## Written instruction
The line holding "const battery = '19%'" is the last one to output; start at the first line of the data, keep every line in between exactly, and leave out pictures.

## Data provided
-- start --

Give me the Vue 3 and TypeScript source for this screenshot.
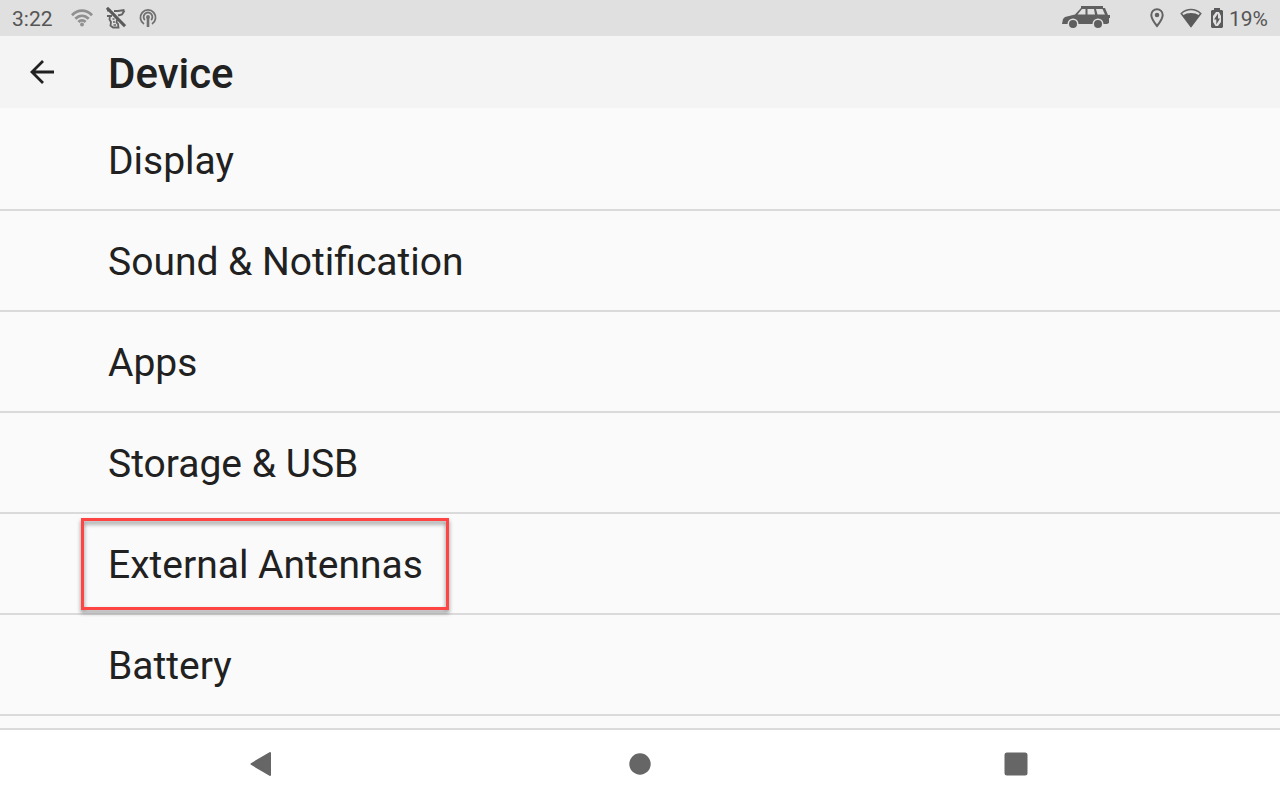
<script setup lang="ts">
interface SettingItem {
  label: string
  highlighted?: boolean
}

const time = '3:22'
const battery = '19%'

const items: SettingItem[] = [
  { label: 'Display' },
  { label: 'Sound & Notification' },
  { label: 'Apps' },
  { label: 'Storage & USB' },
  { label: 'External Antennas', highlighted: true },
  { label: 'Battery' },
]
</script>

<template>
  <div class="screen">
    <div class="status">
      <div class="group left">
        <span class="time">{{ time }}</span>
        <svg class="faded" width="22" height="18" viewBox="0 0 22 18" fill="none" stroke="#909090" stroke-width="2.8">
          <path d="M1 6.2C7 .2 15 .2 21 6.2" />
          <path d="M4.3 9.8C8.4 5.8 13.6 5.8 17.7 9.8" />
          <path d="M7.4 13C9.5 10.9 12.5 10.9 14.6 13" />
          <circle cx="11" cy="15.5" r="2" fill="#909090" stroke="none" />
        </svg>
        <svg width="20" height="22" viewBox="0 0 20 22" fill="none" stroke="#636363">
          <path d="M1 3.5H5M8 4H12L18.5 3M18.5 3.5L16 7.5L12 8.5M5 5L9 8.5" stroke-width="2" />
          <path d="M1 9H6M4 8.5L3.5 12.5L5 15L4.5 18.5L7 20.5H12.5L12 17L10.5 15.5L11 12.5" stroke-width="1.8" />
          <path d="M6.5 12H8.5M7 15H9M7.5 18H10" stroke-width="1.4" />
          <path d="M1 .8L19 19.2" stroke="#5a5a5a" stroke-width="3" />
        </svg>
        <svg width="18" height="20" viewBox="0 0 18 20" fill="none" stroke="#707070" stroke-width="1.8">
          <path d="M5 16A7.6 7.6 0 1 1 13 16" />
          <path d="M5.9 12A4.4 4.4 0 1 1 12.1 12" />
          <circle cx="9" cy="9" r="1.9" fill="#707070" stroke="none" />
          <path d="M9 9V19" stroke-width="2.6" />
        </svg>
      </div>
      <div class="group right">
        <svg class="car" width="48" height="24" viewBox="0 0 48 24">
          <path fill="#5f5f5f" fill-rule="evenodd" d="M19 0H41V2H43L46 9H48V12H47V17L45 18H41.5A5.5 5.5 0 0 0 30.5 18H16.5A5.5 5.5 0 0 0 5.5 18H0L1 13L3 11L13 8.5L19 2ZM20 3L15.5 8.5H23.5V3ZM25.5 3V8.5H33L32 3ZM34 3L35.5 8.5H43L40.5 3Z" />
          <circle cx="11" cy="18" r="4" fill="#5f5f5f" />
          <circle cx="36" cy="18" r="4" fill="#5f5f5f" />
        </svg>
        <svg class="pin" width="14" height="20" viewBox="0 0 14 20">
          <path d="M7 1.2A5.7 5.7 0 0 0 1.3 7C1.3 11 7 18 7 18S12.7 11 12.7 7A5.7 5.7 0 0 0 7 1.2Z" fill="none" stroke="#636363" stroke-width="2" />
          <circle cx="7" cy="7" r="2.3" fill="#636363" />
        </svg>
        <svg class="signal" width="22" height="20" viewBox="0 0 22 20">
          <path d="M11 18.5L1.3 5.5C7 .2 15 .2 20.7 5.5Z" fill="none" stroke="#636363" stroke-width="1.6" />
          <path d="M11 19L2.500 7.5C7.6 4.200 14.4 4.200 19.5 7.5Z" fill="#5a5a5a" />
        </svg>
        <svg class="battery" width="12" height="20" viewBox="0 0 12 20">
          <path fill="#5a5a5a" fill-rule="evenodd" d="M3 0H9V2H11L12 3V19L11 20H1L0 19V3L1 2H3ZM5 4L2 8V14L4.5 18H7L10 14V8L8 4Z" />
          <path d="M7 5.5L3 11.5H5.300V16.5L9 10.500H7Z" fill="#5a5a5a" />
        </svg>
        <span>{{ battery }}</span>
      </div>
    </div>

    <header class="header">
      <button class="back" type="button" aria-label="Back">
        <svg width="26" height="26" viewBox="0 0 26 26" fill="none" stroke="#212121" stroke-width="2.8">
          <path d="M25 13H3M14 2L3 13L14 24" />
        </svg>
      </button>
      <h1>Device</h1>
    </header>

    <main class="content">
      <ul>
        <li v-for="item in items" :key="item.label">
          <a href="#">
            <span :class="{ marked: item.highlighted }">{{ item.label }}</span>
          </a>
        </li>
      </ul>
    </main>

    <nav class="navbar">
      <button type="button" aria-label="Back">
        <svg width="28" height="26" viewBox="0 0 28 26">
          <path d="M1.5 13L20 2V24Z" fill="#666" stroke="#666" stroke-width="2" stroke-linejoin="round" />
        </svg>
      </button>
      <button type="button" aria-label="Home">
        <svg width="22" height="22" viewBox="0 0 22 22"><circle cx="11" cy="11" r="10.7" fill="#666" /></svg>
      </button>
      <button type="button" aria-label="Recent apps">
        <svg width="24" height="24" viewBox="0 0 24 24"><rect x=".5" y=".5" width="23" height="23" rx="2.5" fill="#666" /></svg>
      </button>
    </nav>
  </div>
</template>

<style>
body {
  margin: 0;
}
</style>

<style scoped>
.screen {
  display: flex;
  flex-direction: column;
  min-height: 100vh;
  background: #fafafa;
  color: #212121;
  font-family: Roboto, "Liberation Sans", sans-serif;
}

svg {
  display: block;
  flex: none;
}

button {
  display: flex;
  align-items: center;
  justify-content: center;
  padding: 0;
  border: 0;
  background: none;
  cursor: pointer;
}

.status {
  display: flex;
  align-items: center;
  justify-content: space-between;
  box-sizing: border-box;
  height: 36px;
  padding: 0 12px;
  background: #e0e0e0;
  color: #555;
  font-size: 21px;
  line-height: 24px;
}

.status span {
  padding-top: 2px;
}

.group {
  display: flex;
  align-items: center;
}

.left {
  gap: 13px;
}

.faded {
  margin-left: 5px;
}

.car {
  margin-right: 40px;
}

.pin {
  margin-right: 16px;
}

.signal {
  margin-right: 9px;
}

.battery {
  margin-right: 6px;
}

.header {
  display: flex;
  align-items: center;
  height: 72px;
  background: #f4f4f4;
}

.back {
  width: 84px;
  height: 72px;
  margin-right: 24px;
}

h1 {
  margin: 0;
  padding-top: 4px;
  font-size: 42px;
  font-weight: 500;
  line-height: 56px;
}

.content {
  flex: 1;
  padding-bottom: 12px;
}

ul {
  margin: 0;
  padding: 0;
  list-style: none;
  border-bottom: 2px solid #dadada;
}

li {
  border-top: 2px solid #dadada;
}

li:first-child {
  border-top-color: transparent;
}

a {
  display: flex;
  align-items: center;
  box-sizing: border-box;
  height: 99px;
  padding: 2px 108px 0;
  color: inherit;
  font-size: 39px;
  line-height: 56px;
  text-decoration: none;
}

.marked {
  position: relative;
}

.marked::after {
  content: "";
  position: absolute;
  inset: -19px -26px -17px -27px;
  border: 3px solid #ff4444;
  filter: drop-shadow(0 3px 2px rgba(0, 0, 0, 0.45));
  pointer-events: none;
}

.navbar {
  display: grid;
  grid-template-columns: repeat(3, 1fr);
  height: 68px;
  padding: 0 76px 2px;
  border-top: 2px solid #dadada;
  background: #fff;
}
</style>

-- end --

## Task response
Give me the Vue 3 and TypeScript source for this screenshot.
<script setup lang="ts">
interface SettingItem {
  label: string
  highlighted?: boolean
}

const time = '3:22'
const battery = '19%'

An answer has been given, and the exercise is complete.